HDD have to be bought new, as well as anything mechanical (eg fans). But for motherboards, CPU, RAM and SSD, there is great value in buying used enterprise hardware on ebay. It is generally durable hardware that spent a quiet life in a temperature controlled datacentre, server motherboards from 5 years ago are absolute aircraft carriers in term of PCIe lanes and functionalities. Used enterprise SSDs are probably more durable than a new retail SSD, plus power loss protection and better performance.

The only downside is slightly higher power consumption. But just bought a 32 core 3rd gen Xeon CPU + motherboard, 128GB RAM, it idles at 75w without disks which isn't terrible. And you can build a more powerful NAS for a third of the price of a high end Synology. Unlikely that the additional 20-30w idle power consumption will cost you more than that.

I wouldn't say that being new is an absolute requirement. I recently upgraded my ZFS pool from SATA to SAS HDDs. Since SAS HDDs have much better firmware for early error detection and monitoring, I decided to buy 50% refurbished. Even if I lost half of them, I would still be safe. I also have offsite backups. This setup worked really well for me, and I feel completely confident that my data is safe while not wasting unnecessary resources. Whether to use new or used equipment therefore depends on the setup.

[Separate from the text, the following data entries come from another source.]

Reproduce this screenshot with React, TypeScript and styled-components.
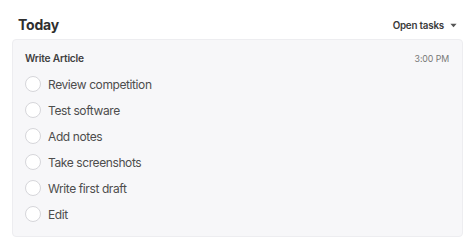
import styled, { createGlobalStyle } from "styled-components";

const GlobalStyle = createGlobalStyle`
  body {
    margin: 0;
    background: #ffffff;
    font-family: Inter, "Liberation Sans", sans-serif;
  }
`;

const tasks = [
  "Review competition",
  "Test software",
  "Add notes",
  "Take screenshots",
  "Write first draft",
  "Edit",
];

export default function App() {
  return (
    <>
      <GlobalStyle />
      <Page>
        <Header>
          <Title>Today</Title>
          <FilterButton>
            Open tasks
            <Caret viewBox="0 0 8 5">
              <path d="M0.5 0.5 L7.5 0.5 L4 4.5 Z" fill="#555" />
            </Caret>
          </FilterButton>
        </Header>
        <Card>
          <CardHeader>
            <CardTitle>Write Article</CardTitle>
            <Time>3:00 PM</Time>
          </CardHeader>
          <TaskList>
            {tasks.map((t) => (
              <TaskRow key={t}>
                <Check />
                <TaskLabel>{t}</TaskLabel>
              </TaskRow>
            ))}
          </TaskList>
        </Card>
      </Page>
    </>
  );
}

const Page = styled.div`
  width: 474px;
  height: 244px;
  padding: 13px 11px 0 12px;
  box-sizing: border-box;
`;

const Header = styled.div`
  display: flex;
  justify-content: space-between;
  align-items: center;
  padding: 0 6px 0 6px;
  height: 22px;
`;

const Title = styled.h1`
  margin: 0;
  font-size: 14px;
  font-weight: 700;
  color: #2f2f2f;
  letter-spacing: -0.2px;
`;

const FilterButton = styled.div`
  display: flex;
  align-items: center;
  gap: 6px;
  font-size: 9.8px;
  font-weight: 600;
  color: #3a3a3a;
  letter-spacing: -0.2px;
  margin-top: 2px;
`;

const Caret = styled.svg`
  width: 7px;
  height: 5px;
`;

const Card = styled.div`
  margin-top: 4px;
  background: #f7f7f9;
  border: 1px solid #ededf0;
  border-radius: 4px;
  padding: 11px 12px 10px 12px;
  height: 198px;
  box-sizing: border-box;
`;

const CardHeader = styled.div`
  display: flex;
  justify-content: space-between;
  align-items: center;
  height: 14px;
`;

const CardTitle = styled.div`
  font-size: 10.2px;
  font-weight: 600;
  color: #404040;
  letter-spacing: -0.2px;
`;

const Time = styled.div`
  font-size: 8.8px;
  color: #777;
  letter-spacing: -0.1px;
  margin-right: 1px;
`;

const TaskList = styled.div`
  display: flex;
  flex-direction: column;
  gap: 8px;
  margin-top: 10px;
`;

const TaskRow = styled.div`
  display: flex;
  align-items: center;
  gap: 7px;
  height: 18px;
`;

const Check = styled.span`
  width: 14px;
  height: 14px;
  border-radius: 50%;
  border: 1px solid #d6d6da;
  background: #fff;
  flex-shrink: 0;
`;

const TaskLabel = styled.span`
  font-size: 12px;
  color: #4d4d4d;
  letter-spacing: -0.4px;
`;
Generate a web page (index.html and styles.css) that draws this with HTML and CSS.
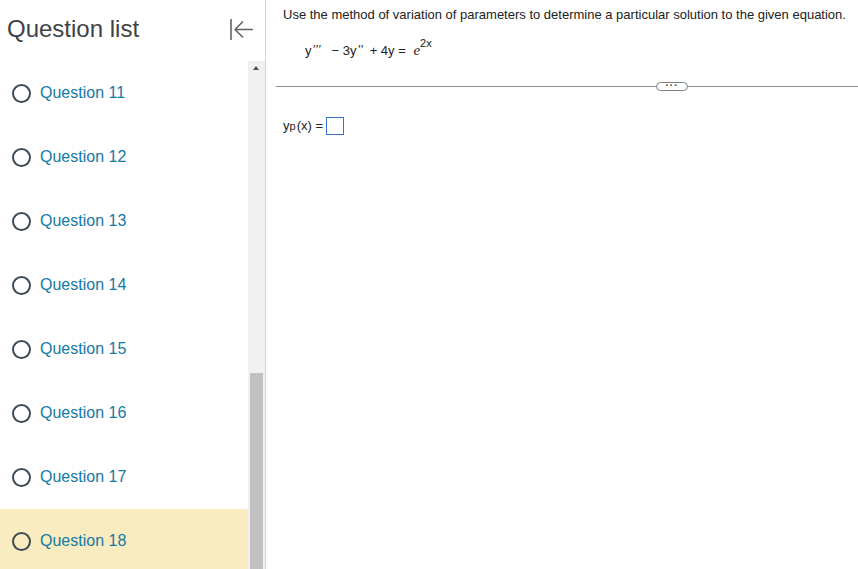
FILE: index.html
```html
<!doctype html>
<html lang="en">
<head>
	<meta charset="UTF-8" />
	<title>Question</title>
	<link rel="stylesheet" href="styles.css">
</head>
<body>
	<div class="page">
		<aside class="sidebar">
			<header class="side-head">
				<h1>Question list</h1>
				<svg class="collapse" width="26" height="24" viewBox="0 0 26 24">
					<path d="M2 2V23M6 12.5H24M6 12.5L14 4.5M6 12.5L14 20.5" fill="none" stroke="#5f6368" stroke-width="1.6"/>
				</svg>
			</header>
			<div class="side-body">
				<ul class="qlist">
					<li><span class="ring"></span>Question 11</li>
					<li><span class="ring"></span>Question 12</li>
					<li><span class="ring"></span>Question 13</li>
					<li><span class="ring"></span>Question 14</li>
					<li><span class="ring"></span>Question 15</li>
					<li><span class="ring"></span>Question 16</li>
					<li><span class="ring"></span>Question 17</li>
					<li class="current"><span class="ring"></span>Question 18</li>
				</ul>
				<div class="scroll">
					<span class="arrow"></span>
					<span class="thumb"></span>
				</div>
			</div>
		</aside>
		<main class="content">
			<p class="prompt">Use the method of variation of parameters to determine a particular solution to the given equation.</p>
			<p class="eq">y<i class="pr">'''</i> &minus; 3y<i class="pr two">''</i> + 4y = <i class="e">e</i><sup>2x</sup></p>
			<div class="divider"><span class="more">&middot;&middot;&middot;</span></div>
			<p class="answer">y<sub>p</sub>(x) = <span class="box"></span></p>
		</main>
	</div>
</body>
</html>
```

FILE: styles.css
```css
* {
	margin: 0;
	padding: 0;
	box-sizing: border-box;
}

html,
body {
	height: 100%;
	overflow: hidden;
}

body {
	font-family: "Liberation Sans", Arial, sans-serif;
	background: #fff;
	color: #222;
}

.page {
	display: flex;
	height: 569px;
}

.sidebar {
	width: 266px;
	flex: none;
	border-right: 1px solid #d6d6d6;
	display: flex;
	flex-direction: column;
}

.side-head {
	height: 61px;
	display: flex;
	align-items: flex-start;
	justify-content: space-between;
	padding: 15px 10px 0 7px;
}

.side-head h1 {
	font-size: 24px;
	font-weight: normal;
	color: #3d4247;
	line-height: 28px;
}

.collapse {
	margin-top: 2px;
}

.side-body {
	flex: 1;
	display: flex;
	overflow: hidden;
}

.qlist {
	list-style: none;
	width: 248px;
}

.qlist li {
	height: 64px;
	display: flex;
	align-items: center;
	padding-left: 12px;
	font-size: 16px;
	color: #1479a3;
}

.qlist li.current {
	background: #f9ecc0;
}

.ring {
	width: 19px;
	height: 19px;
	border: 2px solid #3e4a56;
	border-radius: 50%;
	margin-right: 9px;
}

.scroll {
	width: 17px;
	background: #f0f0f0;
	position: relative;
}

.arrow {
	position: absolute;
	top: 5px;
	left: 5px;
	border-left: 3.5px solid transparent;
	border-right: 3.5px solid transparent;
	border-bottom: 4px solid #505050;
}

.thumb {
	position: absolute;
	top: 312px;
	left: 2px;
	width: 13px;
	bottom: 0;
	background: #c1c1c1;
}

.content {
	flex: 1;
	padding: 7px 0 0 17px;
	font-size: 13px;
}

.prompt {
	line-height: 16px;
}

.eq {
	margin-top: 12px;
	padding-left: 22px;
	line-height: 16px;
	font-size: 13px;
}

.eq .pr {
	font-size: 12px;
	letter-spacing: 0.5px;
	margin-right: 7px;
	margin-left: 1px;
	vertical-align: 1px;
}

.eq .pr.two {
	margin-right: 3px;
}

.eq .e {
	font-family: "Liberation Serif", "Times New Roman", serif;
	font-size: 15px;
	margin-left: 4px;
}

.eq sup {
	font-size: 11px;
	vertical-align: 8px;
	margin-left: 0;
}

.divider {
	margin: 27px 0 0 -7px;
	border-top: 1px solid #8a8d91;
	height: 1px;
	position: relative;
}

.more {
	position: absolute;
	left: 380px;
	top: -5px;
	width: 32px;
	height: 9px;
	border: 1px solid #7b7f84;
	border-radius: 5px;
	background: #fff;
	font-size: 10px;
	line-height: 5px;
	text-align: center;
	color: #444;
	letter-spacing: 1px;
	font-weight: bold;
}

.answer {
	margin-top: 30px;
	display: flex;
	align-items: center;
	font-size: 13px;
	line-height: 18px;
}

.answer sub {
	font-size: 11px;
	vertical-align: -3px;
	margin-right: 1px;
}

.box {
	display: inline-block;
	width: 18px;
	height: 18px;
	border: 1.5px solid #3b6fd4;
	margin-left: 3px;
}
```
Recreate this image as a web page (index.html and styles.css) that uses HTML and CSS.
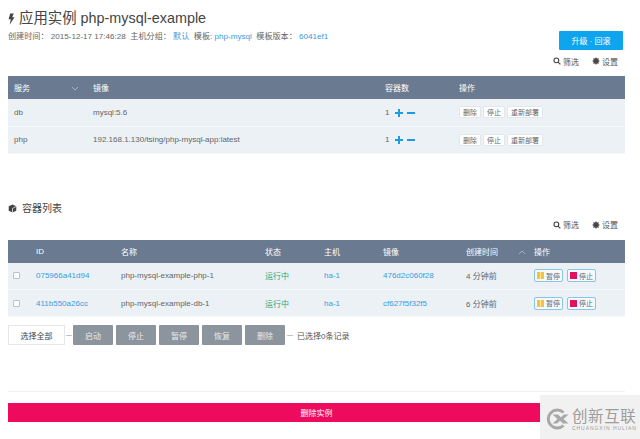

Agree, but that's taking a risk with your data (whereas if a MB fails, you likely just need to replace it but your data is fine), and HDD kind of have a finite number of hours in them. Where buying them used I think makes sense is for a backup server, that you leave off except the few hours in a week where you do an incremental backup. Then it doesn't really matter that the drives have already been running for 3 or 4 years.

With the redundancy in a raidz2 or mirror, the driver can and will fail. I count on this. But it can happen in a controlled manner.

So you buy used enterprise disks because their error detection is 'better'?

Do you have any source for this claim? Why would be the firmware so different? Software is cheap i don't think they would be that different.

I mean a used enterprise disk gets sold after it was running on heavy load for a long time. Any consumer hdd will have a lot less runtime than enterprise disks.

The protocol is better (SAS). Once I put them in, I immediately noticed transmission issues in a counter going up for several of my HDDs where the SATA showed no errors at all. It was a faulty backplane that introduced these transmission issues that went unnoticed by my SATA drives for several years.

Maybe 75 W without disk is not terrible but it's not good. My unoptimized ARM servers idle at about 3 or 4 W and add another 1 or 10 W when their SSDs or HDDs are switched on.

75 W probably need active cooling. 4 W do not.

Anyway you can probably do many more things with that 75 W server.

A raspberry pi will go even lower. But as you say, not really comparable in term of functionality. I am comparing this to high end consumer NAS, which will idle at 30-40w minimum.

75W idle is 650kWh a year, that's quite significant in the context of a home.

Well, a Synology NAS would probably consume like 30-40w, so we are talking about an excess of $70-100 a year where I live. Depends on one's budget of course, but not really a big deal for me. And certainly less than what I am saving on the upfront cost.

260 Euros in Germany. And this heat also has to be moved out

Well that’s on you for living in the failed state of Germany, where power is 3-4x as expensive as it is in sensible countries like the US.

It's frustrating when a comment is both needlessly belligerent flamebait AND wrong about electricity prices in the US. I guess that's what makes effective flamebait

German electricity prices are around €0.38/kwh based on my quick googling which is roughly $0.44/kwh. I pay $0.12-0.13/kwh in the US so I’m at least right factually up to rounding.

Wrong. I pay €0,23/kWh, so do your homework.

What exactly is failing in Germany, and why is it important in this context?

They have failed to have a sensible industrial and energy policy, leading to around net 0 GDP growth since 2019. I’m sure for the degrowth elites though this is not a failure it is working as intended.

Enterprise hardware is very seldom a good idea.

The hardware has different form factors (19"), two power supplies, very loud, very power hungry.

There are so many good combinations of old and still functional hardware for consumers.

My main pc 6 years ago had a powerful cpu and idle load of 15 watts due to the combination of mainboard and amount of components i had in it (one ram block instead of 2 or so).

And often enough, if you can buy enterpsire hardware, the hardware is so outdated that a current consumer system would beat it without looking at it.

If you then need to replace something, its hard to find or its differennt like the power supply.

The datahoarder community frequently utilizes used hard drives.

That's perfectly fine, if your NAS has redundancy and you can recover from 1 - 2 disk failures, and you're buying the drives from a reputable reseller.

I usually buy used hard drives, but prices are strange for all electronics right now. It's a bad time to buy anything computer-related, but especially used goods which aren't discounted as much as normal are priced higher due to massive inflation (to the point that refurbished drives I bought 5 years ago have a better dollar/GB ratio than refurbs I can buy today).